◆ DATASET SECTION
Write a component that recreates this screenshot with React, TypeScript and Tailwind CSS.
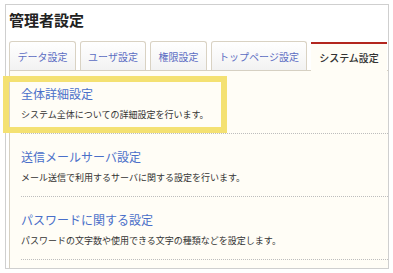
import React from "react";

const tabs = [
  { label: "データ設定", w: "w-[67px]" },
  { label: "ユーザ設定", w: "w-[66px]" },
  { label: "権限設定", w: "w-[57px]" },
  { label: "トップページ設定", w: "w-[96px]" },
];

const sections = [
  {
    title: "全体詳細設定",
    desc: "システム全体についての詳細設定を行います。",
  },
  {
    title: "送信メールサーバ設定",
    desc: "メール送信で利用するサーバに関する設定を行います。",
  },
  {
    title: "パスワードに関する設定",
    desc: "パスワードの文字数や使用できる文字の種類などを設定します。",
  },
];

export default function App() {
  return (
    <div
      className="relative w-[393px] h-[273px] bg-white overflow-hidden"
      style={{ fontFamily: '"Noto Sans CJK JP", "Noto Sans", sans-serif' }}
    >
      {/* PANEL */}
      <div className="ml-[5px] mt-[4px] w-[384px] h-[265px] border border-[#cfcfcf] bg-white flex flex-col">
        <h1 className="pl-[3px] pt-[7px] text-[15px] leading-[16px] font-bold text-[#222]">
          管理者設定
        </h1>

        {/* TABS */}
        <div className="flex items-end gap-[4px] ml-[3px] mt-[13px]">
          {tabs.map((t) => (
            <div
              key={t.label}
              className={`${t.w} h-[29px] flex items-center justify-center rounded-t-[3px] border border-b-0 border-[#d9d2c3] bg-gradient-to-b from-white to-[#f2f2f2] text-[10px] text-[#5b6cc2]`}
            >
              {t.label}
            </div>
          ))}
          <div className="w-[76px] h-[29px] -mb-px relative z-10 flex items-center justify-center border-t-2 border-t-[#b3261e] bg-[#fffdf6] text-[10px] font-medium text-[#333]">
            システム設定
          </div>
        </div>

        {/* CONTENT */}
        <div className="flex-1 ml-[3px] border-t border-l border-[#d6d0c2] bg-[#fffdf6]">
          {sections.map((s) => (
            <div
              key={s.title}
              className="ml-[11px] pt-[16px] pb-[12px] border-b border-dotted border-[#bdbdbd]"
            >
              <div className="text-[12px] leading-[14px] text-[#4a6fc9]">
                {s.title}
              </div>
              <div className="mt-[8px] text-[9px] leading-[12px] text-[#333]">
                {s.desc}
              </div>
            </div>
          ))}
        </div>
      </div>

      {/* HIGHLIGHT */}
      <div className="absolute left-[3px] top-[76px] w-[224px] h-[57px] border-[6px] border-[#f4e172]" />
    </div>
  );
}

◆ REQUEST
Your task is to repeat the data above exactly while excluding the pictures.

◆ RESULT FOR THIS TASK
Write a component that recreates this screenshot with React, TypeScript and Tailwind CSS.
import React from "react";

const tabs = [
  { label: "データ設定", w: "w-[67px]" },
  { label: "ユーザ設定", w: "w-[66px]" },
  { label: "権限設定", w: "w-[57px]" },
  { label: "トップページ設定", w: "w-[96px]" },
];

const sections = [
  {
    title: "全体詳細設定",
    desc: "システム全体についての詳細設定を行います。",
  },
  {
    title: "送信メールサーバ設定",
    desc: "メール送信で利用するサーバに関する設定を行います。",
  },
  {
    title: "パスワードに関する設定",
    desc: "パスワードの文字数や使用できる文字の種類などを設定します。",
  },
];

export default function App() {
  return (
    <div
      className="relative w-[393px] h-[273px] bg-white overflow-hidden"
      style={{ fontFamily: '"Noto Sans CJK JP", "Noto Sans", sans-serif' }}
    >
      {/* PANEL */}
      <div className="ml-[5px] mt-[4px] w-[384px] h-[265px] border border-[#cfcfcf] bg-white flex flex-col">
        <h1 className="pl-[3px] pt-[7px] text-[15px] leading-[16px] font-bold text-[#222]">
          管理者設定
        </h1>

        {/* TABS */}
        <div className="flex items-end gap-[4px] ml-[3px] mt-[13px]">
          {tabs.map((t) => (
            <div
              key={t.label}
              className={`${t.w} h-[29px] flex items-center justify-center rounded-t-[3px] border border-b-0 border-[#d9d2c3] bg-gradient-to-b from-white to-[#f2f2f2] text-[10px] text-[#5b6cc2]`}
            >
              {t.label}
            </div>
          ))}
          <div className="w-[76px] h-[29px] -mb-px relative z-10 flex items-center justify-center border-t-2 border-t-[#b3261e] bg-[#fffdf6] text-[10px] font-medium text-[#333]">
            システム設定
          </div>
        </div>

        {/* CONTENT */}
        <div className="flex-1 ml-[3px] border-t border-l border-[#d6d0c2] bg-[#fffdf6]">
          {sections.map((s) => (
            <div
              key={s.title}
              className="ml-[11px] pt-[16px] pb-[12px] border-b border-dotted border-[#bdbdbd]"
            >
              <div className="text-[12px] leading-[14px] text-[#4a6fc9]">
                {s.title}
              </div>
              <div className="mt-[8px] text-[9px] leading-[12px] text-[#333]">
                {s.desc}
              </div>
            </div>
          ))}
        </div>
      </div>

      {/* HIGHLIGHT */}
      <div className="absolute left-[3px] top-[76px] w-[224px] h-[57px] border-[6px] border-[#f4e172]" />
    </div>
  );
}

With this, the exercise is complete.